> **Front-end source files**

= = = = = = =

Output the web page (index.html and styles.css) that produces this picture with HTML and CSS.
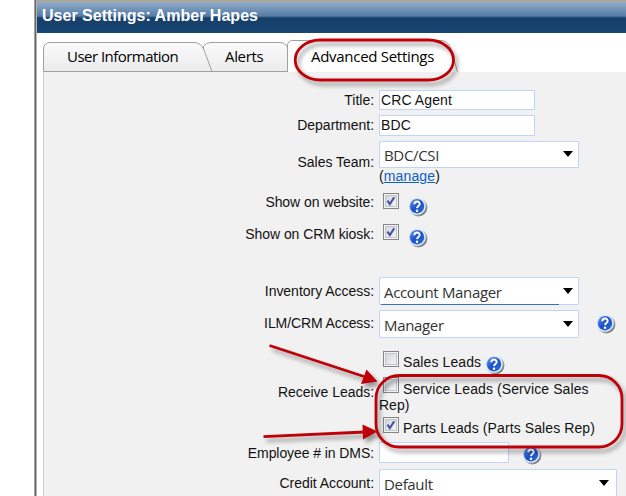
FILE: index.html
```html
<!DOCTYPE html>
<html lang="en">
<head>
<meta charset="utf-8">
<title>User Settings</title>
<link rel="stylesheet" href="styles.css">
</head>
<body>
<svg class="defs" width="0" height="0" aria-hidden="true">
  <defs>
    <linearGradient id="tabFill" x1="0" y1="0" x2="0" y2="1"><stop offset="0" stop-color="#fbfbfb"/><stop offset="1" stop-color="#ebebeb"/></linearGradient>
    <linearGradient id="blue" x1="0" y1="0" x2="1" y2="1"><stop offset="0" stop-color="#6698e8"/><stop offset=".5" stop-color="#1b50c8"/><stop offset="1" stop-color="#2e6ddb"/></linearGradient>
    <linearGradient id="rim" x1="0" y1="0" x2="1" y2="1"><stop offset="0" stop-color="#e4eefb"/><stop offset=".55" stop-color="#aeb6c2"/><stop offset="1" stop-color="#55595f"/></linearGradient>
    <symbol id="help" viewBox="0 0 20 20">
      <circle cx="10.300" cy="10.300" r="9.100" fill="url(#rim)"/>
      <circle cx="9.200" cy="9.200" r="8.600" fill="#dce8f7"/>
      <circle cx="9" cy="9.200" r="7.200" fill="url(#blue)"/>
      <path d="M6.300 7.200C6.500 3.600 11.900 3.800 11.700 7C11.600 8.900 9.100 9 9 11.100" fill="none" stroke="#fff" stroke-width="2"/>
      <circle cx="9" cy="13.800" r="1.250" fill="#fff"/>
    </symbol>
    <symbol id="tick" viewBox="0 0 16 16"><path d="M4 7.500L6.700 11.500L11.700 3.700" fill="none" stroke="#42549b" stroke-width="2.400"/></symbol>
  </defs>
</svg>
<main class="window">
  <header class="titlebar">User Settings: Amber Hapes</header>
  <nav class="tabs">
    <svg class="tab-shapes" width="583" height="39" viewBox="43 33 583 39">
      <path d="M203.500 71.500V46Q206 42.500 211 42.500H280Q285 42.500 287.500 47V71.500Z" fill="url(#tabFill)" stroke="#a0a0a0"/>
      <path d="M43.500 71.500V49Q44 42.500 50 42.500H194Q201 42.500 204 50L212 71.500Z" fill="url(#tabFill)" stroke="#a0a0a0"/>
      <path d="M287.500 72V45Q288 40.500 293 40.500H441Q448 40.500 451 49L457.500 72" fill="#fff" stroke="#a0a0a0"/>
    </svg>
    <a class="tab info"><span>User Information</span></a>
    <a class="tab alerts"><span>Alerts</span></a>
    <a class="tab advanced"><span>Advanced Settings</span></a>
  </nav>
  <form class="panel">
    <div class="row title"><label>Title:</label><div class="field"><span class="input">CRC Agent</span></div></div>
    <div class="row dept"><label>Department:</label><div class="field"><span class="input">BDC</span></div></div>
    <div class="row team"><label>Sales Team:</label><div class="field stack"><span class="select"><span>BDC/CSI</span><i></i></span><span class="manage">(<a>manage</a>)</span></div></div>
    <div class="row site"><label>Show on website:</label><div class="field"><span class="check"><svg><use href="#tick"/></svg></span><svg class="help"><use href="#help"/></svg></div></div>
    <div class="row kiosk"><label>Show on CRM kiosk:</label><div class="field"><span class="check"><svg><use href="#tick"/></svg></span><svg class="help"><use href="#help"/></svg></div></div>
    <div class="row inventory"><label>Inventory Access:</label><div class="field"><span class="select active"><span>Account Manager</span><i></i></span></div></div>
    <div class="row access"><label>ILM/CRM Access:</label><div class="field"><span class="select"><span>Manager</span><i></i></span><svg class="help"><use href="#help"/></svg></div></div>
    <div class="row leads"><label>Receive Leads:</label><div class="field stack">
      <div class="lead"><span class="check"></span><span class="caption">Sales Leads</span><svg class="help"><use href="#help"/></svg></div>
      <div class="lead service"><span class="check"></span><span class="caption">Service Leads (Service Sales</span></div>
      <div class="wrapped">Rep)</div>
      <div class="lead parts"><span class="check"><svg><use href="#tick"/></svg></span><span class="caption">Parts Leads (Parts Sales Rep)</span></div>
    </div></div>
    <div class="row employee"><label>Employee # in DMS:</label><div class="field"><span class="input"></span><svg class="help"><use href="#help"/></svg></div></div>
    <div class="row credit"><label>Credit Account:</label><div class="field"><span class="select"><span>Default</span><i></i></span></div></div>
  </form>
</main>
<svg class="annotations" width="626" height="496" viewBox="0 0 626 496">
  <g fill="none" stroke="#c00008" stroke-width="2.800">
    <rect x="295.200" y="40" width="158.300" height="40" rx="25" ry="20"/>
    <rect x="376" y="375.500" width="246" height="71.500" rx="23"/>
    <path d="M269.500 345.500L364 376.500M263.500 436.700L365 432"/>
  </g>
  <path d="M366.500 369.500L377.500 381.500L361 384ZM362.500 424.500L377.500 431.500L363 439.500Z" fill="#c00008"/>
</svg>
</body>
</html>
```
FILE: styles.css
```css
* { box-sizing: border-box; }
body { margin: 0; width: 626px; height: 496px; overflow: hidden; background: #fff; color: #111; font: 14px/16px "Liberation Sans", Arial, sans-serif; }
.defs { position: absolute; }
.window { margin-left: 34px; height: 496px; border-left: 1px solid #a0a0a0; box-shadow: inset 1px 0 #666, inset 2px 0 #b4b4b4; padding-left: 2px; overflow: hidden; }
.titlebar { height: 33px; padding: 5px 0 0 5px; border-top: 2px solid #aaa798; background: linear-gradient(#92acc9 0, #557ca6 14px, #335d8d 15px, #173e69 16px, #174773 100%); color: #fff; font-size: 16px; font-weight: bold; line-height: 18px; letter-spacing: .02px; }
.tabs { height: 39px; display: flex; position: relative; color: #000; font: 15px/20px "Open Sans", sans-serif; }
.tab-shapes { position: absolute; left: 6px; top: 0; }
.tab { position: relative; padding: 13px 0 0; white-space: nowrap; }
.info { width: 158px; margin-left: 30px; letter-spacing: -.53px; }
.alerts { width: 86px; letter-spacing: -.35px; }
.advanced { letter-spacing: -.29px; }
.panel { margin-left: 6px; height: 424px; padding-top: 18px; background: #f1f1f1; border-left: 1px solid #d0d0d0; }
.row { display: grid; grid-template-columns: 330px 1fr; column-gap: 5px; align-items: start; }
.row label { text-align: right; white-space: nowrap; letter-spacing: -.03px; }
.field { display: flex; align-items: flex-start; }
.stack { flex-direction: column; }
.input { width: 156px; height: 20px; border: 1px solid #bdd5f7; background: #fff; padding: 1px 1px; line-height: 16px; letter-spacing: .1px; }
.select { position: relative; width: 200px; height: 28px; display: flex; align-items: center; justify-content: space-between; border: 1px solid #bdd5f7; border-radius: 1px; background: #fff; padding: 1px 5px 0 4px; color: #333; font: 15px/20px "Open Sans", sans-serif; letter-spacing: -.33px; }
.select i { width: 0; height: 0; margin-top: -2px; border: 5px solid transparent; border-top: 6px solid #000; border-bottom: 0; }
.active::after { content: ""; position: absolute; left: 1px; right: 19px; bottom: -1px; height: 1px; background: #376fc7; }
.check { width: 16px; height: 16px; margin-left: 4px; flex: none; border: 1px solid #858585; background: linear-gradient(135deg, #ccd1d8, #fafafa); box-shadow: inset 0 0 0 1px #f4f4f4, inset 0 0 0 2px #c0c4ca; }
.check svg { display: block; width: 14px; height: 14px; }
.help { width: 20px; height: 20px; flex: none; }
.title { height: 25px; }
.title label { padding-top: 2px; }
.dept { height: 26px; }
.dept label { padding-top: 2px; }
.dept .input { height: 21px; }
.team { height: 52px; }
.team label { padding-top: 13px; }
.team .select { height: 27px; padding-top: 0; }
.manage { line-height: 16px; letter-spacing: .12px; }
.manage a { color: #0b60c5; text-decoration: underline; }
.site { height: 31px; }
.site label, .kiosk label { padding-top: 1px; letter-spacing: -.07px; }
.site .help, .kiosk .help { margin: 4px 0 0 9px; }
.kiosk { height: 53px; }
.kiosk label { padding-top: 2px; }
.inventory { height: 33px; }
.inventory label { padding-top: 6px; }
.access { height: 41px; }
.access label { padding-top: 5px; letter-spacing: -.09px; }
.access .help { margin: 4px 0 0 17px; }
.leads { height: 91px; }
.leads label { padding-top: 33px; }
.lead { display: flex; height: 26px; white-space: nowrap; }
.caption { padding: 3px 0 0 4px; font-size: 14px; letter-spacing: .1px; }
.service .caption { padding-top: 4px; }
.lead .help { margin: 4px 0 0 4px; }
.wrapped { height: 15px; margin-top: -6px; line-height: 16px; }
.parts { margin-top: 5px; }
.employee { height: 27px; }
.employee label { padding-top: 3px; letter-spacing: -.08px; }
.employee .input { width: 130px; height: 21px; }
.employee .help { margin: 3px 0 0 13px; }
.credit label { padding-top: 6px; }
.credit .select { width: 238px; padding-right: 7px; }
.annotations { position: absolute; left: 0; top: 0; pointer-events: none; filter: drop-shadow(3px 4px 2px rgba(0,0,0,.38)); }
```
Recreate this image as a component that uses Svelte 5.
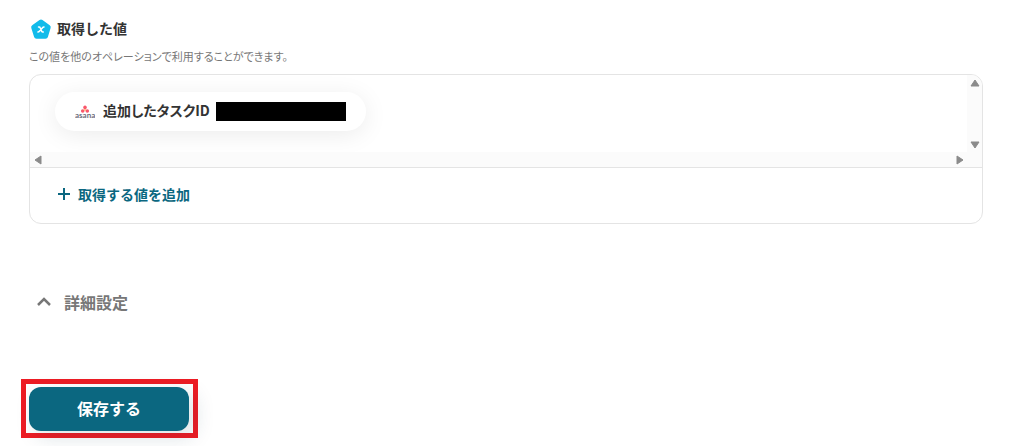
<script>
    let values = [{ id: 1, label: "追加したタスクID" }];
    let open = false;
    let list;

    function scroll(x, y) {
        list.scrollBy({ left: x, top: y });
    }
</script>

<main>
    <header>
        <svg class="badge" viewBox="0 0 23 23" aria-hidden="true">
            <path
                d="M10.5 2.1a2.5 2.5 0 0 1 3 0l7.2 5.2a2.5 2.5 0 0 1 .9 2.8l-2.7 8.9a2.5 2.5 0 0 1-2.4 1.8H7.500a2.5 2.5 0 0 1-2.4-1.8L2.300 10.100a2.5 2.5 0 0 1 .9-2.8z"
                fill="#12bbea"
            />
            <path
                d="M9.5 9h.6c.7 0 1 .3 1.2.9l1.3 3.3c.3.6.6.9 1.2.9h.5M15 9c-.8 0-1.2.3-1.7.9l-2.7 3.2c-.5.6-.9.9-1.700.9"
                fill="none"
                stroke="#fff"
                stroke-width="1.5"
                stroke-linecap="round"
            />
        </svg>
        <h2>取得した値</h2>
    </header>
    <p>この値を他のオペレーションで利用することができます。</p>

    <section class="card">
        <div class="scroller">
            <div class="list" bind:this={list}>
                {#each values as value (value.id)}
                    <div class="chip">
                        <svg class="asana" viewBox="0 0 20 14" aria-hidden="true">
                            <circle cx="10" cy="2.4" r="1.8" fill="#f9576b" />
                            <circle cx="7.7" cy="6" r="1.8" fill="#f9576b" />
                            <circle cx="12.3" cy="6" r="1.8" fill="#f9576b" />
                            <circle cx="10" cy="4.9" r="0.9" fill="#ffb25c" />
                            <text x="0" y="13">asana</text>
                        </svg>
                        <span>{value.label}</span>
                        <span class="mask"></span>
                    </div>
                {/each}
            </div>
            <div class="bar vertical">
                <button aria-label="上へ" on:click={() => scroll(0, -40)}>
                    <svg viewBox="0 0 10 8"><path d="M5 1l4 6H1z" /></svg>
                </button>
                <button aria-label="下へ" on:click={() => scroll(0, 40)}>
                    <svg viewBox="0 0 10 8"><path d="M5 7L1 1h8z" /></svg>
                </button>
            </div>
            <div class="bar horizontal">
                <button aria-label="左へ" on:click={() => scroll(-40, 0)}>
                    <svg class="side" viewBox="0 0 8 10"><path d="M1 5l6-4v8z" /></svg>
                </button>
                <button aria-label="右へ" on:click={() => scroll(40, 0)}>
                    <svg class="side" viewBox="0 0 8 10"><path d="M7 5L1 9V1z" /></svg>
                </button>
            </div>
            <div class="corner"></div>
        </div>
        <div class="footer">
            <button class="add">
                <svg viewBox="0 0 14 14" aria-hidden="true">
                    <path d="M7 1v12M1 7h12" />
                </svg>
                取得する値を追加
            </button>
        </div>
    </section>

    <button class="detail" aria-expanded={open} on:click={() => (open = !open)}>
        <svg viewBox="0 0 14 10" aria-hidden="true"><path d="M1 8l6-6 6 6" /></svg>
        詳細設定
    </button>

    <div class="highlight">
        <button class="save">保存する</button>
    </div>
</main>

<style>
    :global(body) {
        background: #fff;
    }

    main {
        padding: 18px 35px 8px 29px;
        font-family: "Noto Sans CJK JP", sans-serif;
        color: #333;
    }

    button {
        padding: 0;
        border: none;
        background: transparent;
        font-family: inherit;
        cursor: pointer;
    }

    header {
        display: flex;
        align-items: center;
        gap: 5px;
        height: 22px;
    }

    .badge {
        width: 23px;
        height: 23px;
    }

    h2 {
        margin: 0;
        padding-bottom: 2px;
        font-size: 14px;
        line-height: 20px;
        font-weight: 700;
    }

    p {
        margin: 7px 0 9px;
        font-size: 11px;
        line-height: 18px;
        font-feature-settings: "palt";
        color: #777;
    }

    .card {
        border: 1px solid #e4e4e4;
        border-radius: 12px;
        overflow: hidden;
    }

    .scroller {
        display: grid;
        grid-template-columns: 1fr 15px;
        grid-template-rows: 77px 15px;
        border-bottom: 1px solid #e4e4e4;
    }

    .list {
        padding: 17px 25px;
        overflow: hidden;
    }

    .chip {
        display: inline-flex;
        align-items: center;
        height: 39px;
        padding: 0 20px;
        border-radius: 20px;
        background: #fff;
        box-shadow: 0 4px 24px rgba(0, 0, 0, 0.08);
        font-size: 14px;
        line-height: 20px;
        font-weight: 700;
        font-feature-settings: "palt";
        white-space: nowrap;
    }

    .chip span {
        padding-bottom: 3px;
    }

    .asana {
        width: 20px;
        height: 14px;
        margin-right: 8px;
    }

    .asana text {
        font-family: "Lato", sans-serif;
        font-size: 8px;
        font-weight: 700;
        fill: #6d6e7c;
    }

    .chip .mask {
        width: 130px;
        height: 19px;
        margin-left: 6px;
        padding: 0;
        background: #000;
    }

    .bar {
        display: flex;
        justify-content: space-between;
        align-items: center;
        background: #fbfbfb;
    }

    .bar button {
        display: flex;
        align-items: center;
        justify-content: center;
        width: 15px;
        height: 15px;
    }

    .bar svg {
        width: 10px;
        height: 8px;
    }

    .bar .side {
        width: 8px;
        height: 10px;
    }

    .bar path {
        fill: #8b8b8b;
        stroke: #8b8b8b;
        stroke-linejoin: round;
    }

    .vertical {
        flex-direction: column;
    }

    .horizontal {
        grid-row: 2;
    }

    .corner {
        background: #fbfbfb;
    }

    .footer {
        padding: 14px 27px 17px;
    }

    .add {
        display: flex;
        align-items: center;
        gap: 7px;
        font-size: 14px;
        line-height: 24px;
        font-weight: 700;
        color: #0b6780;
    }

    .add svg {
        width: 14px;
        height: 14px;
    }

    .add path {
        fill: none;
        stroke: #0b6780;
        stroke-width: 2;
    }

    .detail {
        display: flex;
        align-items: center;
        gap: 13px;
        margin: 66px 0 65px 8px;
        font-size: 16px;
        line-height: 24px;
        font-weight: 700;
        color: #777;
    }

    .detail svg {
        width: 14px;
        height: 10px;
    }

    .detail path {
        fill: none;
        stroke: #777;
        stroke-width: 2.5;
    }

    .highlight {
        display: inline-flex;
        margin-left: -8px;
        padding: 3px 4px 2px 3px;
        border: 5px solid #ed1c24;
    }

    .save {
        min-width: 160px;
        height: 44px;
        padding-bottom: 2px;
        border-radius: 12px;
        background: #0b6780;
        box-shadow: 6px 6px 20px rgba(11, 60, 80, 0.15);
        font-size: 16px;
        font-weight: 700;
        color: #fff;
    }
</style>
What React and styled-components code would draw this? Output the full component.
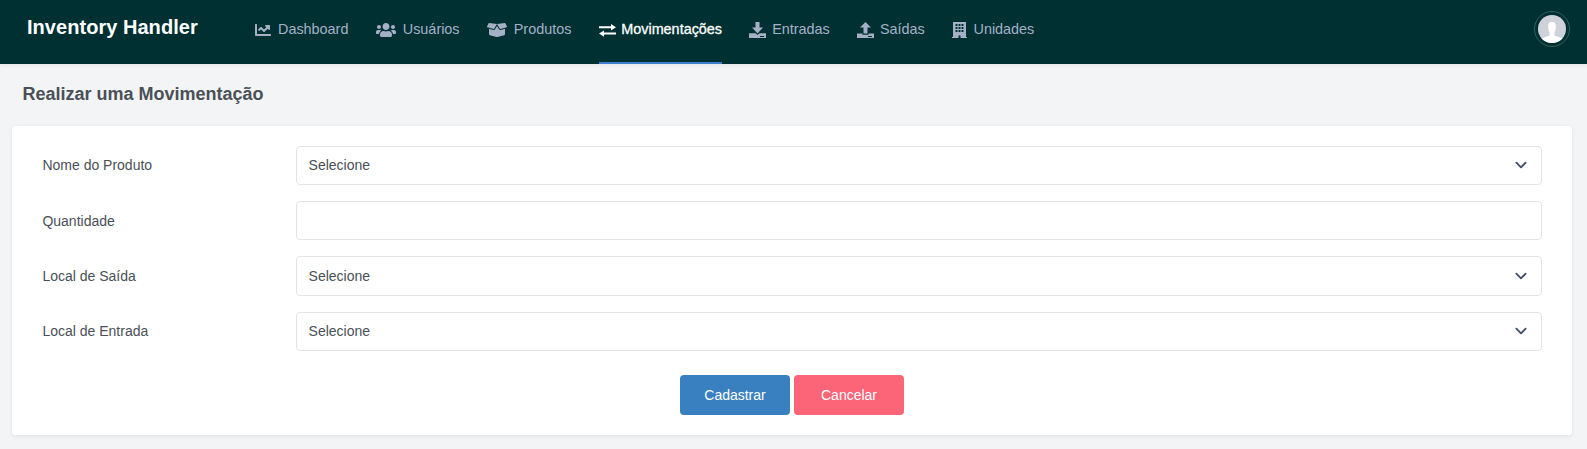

= = = = = = =

> **The request**
In the listing above, find the line with "Recreate this image" and the line with "<p>この値を他のオペレーションで利用することができます。</p>". Set down exactly those lines and everything between them, skipping pictures.

> **Finished exercise**
Recreate this image as a component that uses Svelte 5.
<script>
    let values = [{ id: 1, label: "追加したタスクID" }];
    let open = false;
    let list;

    function scroll(x, y) {
        list.scrollBy({ left: x, top: y });
    }
</script>

<main>
    <header>
        <svg class="badge" viewBox="0 0 23 23" aria-hidden="true">
            <path
                d="M10.5 2.1a2.5 2.5 0 0 1 3 0l7.2 5.2a2.5 2.5 0 0 1 .9 2.8l-2.7 8.9a2.5 2.5 0 0 1-2.4 1.8H7.500a2.5 2.5 0 0 1-2.4-1.8L2.300 10.100a2.5 2.5 0 0 1 .9-2.8z"
                fill="#12bbea"
            />
            <path
                d="M9.5 9h.6c.7 0 1 .3 1.2.9l1.3 3.3c.3.6.6.9 1.2.9h.5M15 9c-.8 0-1.2.3-1.7.9l-2.7 3.2c-.5.6-.9.9-1.700.9"
                fill="none"
                stroke="#fff"
                stroke-width="1.5"
                stroke-linecap="round"
            />
        </svg>
        <h2>取得した値</h2>
    </header>
    <p>この値を他のオペレーションで利用することができます。</p>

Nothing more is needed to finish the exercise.